Update 3 March 2022: Ofcom has now opened a total of 27 investigations into RT, which is now unavailable on Sky, Freesat and Freeview in the UK.

It has added 12 investigations further to the 15 it earlier opened into news programming that ran throughout Sunday 27 February in relation to the invasion of Ukraine.

In a statement, Ofcom said on Wednesday: “We are very concerned by the volume of programmes on RT that are raising potential issues under the Broadcasting Code, and as we progress our investigations we are considering whether RT should retain a UK licence.”

The Kremlin-backed channel is separately off-air after satellite feeds based in Europe were removed due to sanctions on Russia announced by the European Union.

Original story 28 February 2022: UK broadcast regulator Ofcom has opened 15 new investigations into the due impartiality of RT’s news programming.

The new investigations relate to 15 editions of the Kremlin-funded channel’s hourly News programme between 5am and 7pm on Sunday – as Russian forces advanced into Ukraine’s second city, Kharkiv.

Ofcom has not said exactly what content or words are under investigation, but said they will be “expedited, given the severity and urgency of the current crisis”.

Ofcom opened its investigations hours before Google said it would block Youtube channels related to RT and Sputnik across Europe, including in the UK, “due to the ongoing war in Ukraine”.

“It’ll take time for our systems to fully ramp up,” Google said. “Our teams continue to monitor the situation around the clock to take swift action.”

In the week leading up to Tuesday 22 February, the latest data Ofcom has made available, 30 complaints were made to the regulator about RT. Russia launched its invasion of Ukraine on Thursday and multiple RT journalists have subsequently quit the channel.

Ofcom chief executive Dame Melanie Dawes said: “Given the scale and gravity of the crisis in Ukraine, audiences expect to be able to trust and rely on duly impartial broadcast news.

“When reporting on an armed conflict, we recognise it can be difficult for broadcasters to verify information and events, but it is imperative that they make every effort to do so. They must also explain clearly to audiences where there is uncertainty or where events are disputed.

“Supporting a fair and free media is central to Ofcom’s work. We take this responsibility – and our duty to protect audiences and uphold trust in news – extremely seriously. Freedom of expression is a cornerstone of our approach and fundamental to our democracy.

“Given the serious ongoing situation in Ukraine, we will be concluding our investigations into RT as a matter of urgency.”

Ofcom says due impartiality should be achieved by “including and giving due weight to a wide range of significant views”.

Speaking at the Ukrainian Cathedral of the Holy Family on Sunday evening, Prime Minister Boris Johnson accused RT of  “peddling” material that is “doing a lot of damage to the truth”.

He called for Ofcom to look at if it is “infringing the rules of this country”.
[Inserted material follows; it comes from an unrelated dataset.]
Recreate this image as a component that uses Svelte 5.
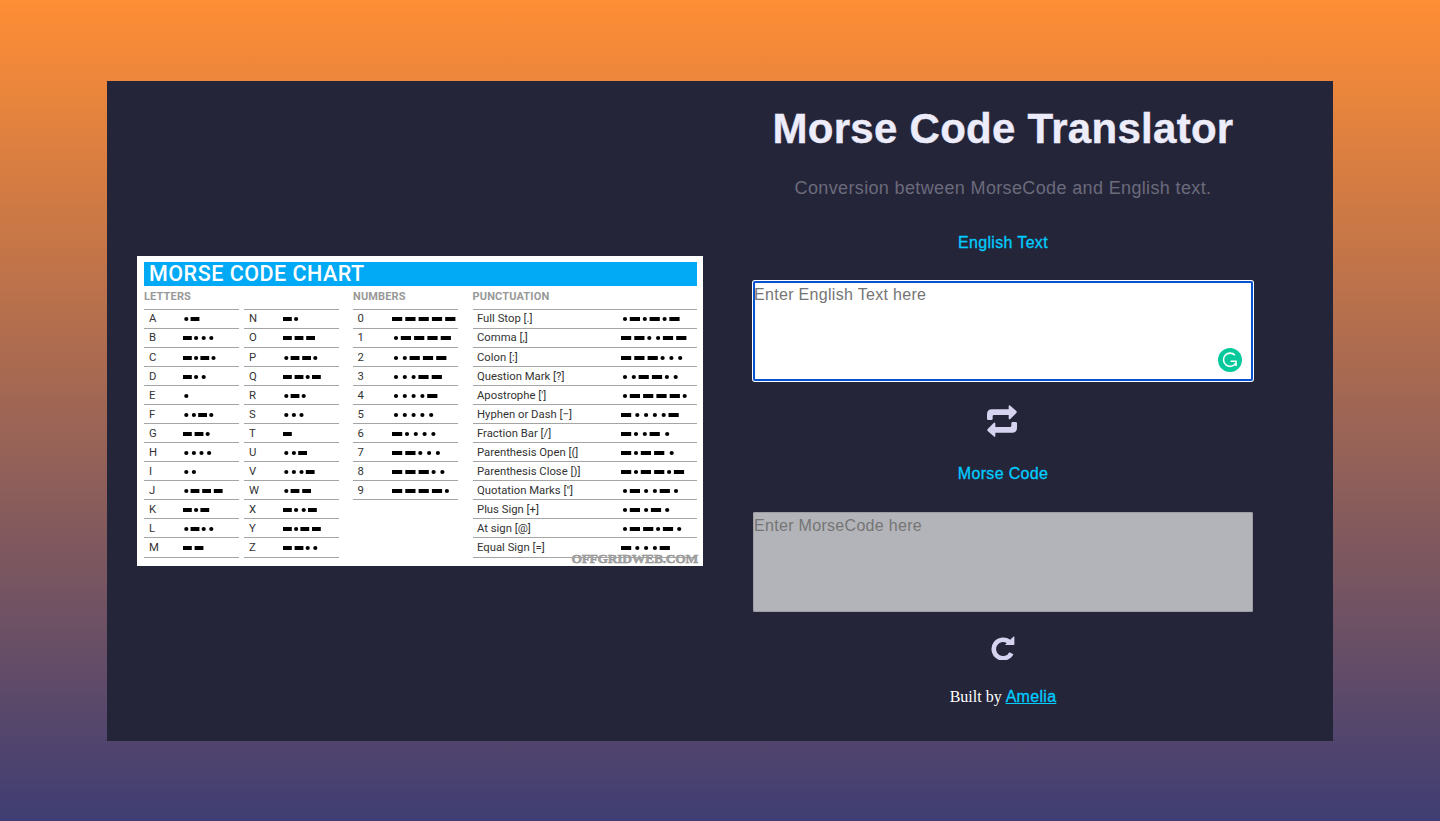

Johnson said: “We have a principle in this country that we don’t allow politicians to ban this or that media organisation, and that’s the way we do it, and I think we’re better for that.

“But I’ve got to tell you that I think the stuff that RT is peddling at the moment is doing a lot of damage to the truth, and I think it’s important that Ofcom should look at it and make up its mind about whether that organisation is infringing the rules of this country.”

When it was put to him that it sounded like he would ban it if he had the power to do so, Johnson said: “Yes, but the difference between us and Russia is that the power is not with me, and that’s the right thing.

“And that, you know, is partly what we’re fighting for.”

Last week Culture Secretary Nadine Dorries told Ofcom to review the operation of RT, previously known as Russia Today, which she said was “demonstrably part of Russia’s global disinformation campaign”.

In her letter to Ofcom, Dorries said certain states sought to “exploit and undermine” the UK’s media landscape.

She said RT’s editor-in-chief had “made clear in the past” that the station supported the Kremlin’s aims, by calling the broadcaster an “information weapon” of the Russian state.

Dawes said in response that the regulator had “already stepped up our oversight of coverage of these events by broadcasters in the UK”.

She said while broadcasters can cover issues from a “particular perspective” as long as balance is achieved, that “it would not be acceptable for any of our licensees to broadcast one-sided propaganda”.

The European Union has blocked RT and Sputnik from airing, while Facebook is restricting access to its pages in the region.

Anna Belkina, deputy editor-in-chief of RT, said in a statement on Tuesday: “What we have witnessed over the last few days, be it comments from the President of the EU Commission or from the UK PM Boris Johnson, or from social media or broadcast and digital distribution platforms, is that none of them had pointed to a single example, a single grain of evidence that what RT has reported over these days, and continues to report, is not true.

“Instead, what they have said is that the honest information that RT brings to its audience is simply not allowed in the supposedly free media environment. When it comes to the Russian voice, or just a different perspective, it is not allowed to exist in the free media space.

“This collective ‘establishment’ seems to be terrified of a mere presence of any outside voice for the fear of losing their historically captive audience, if that audience encounters a different perspective. Yet what they fail to realise is that it is their own echo chamber that seeds the public mistrust that they have so long lamented. They will reap what they sow.”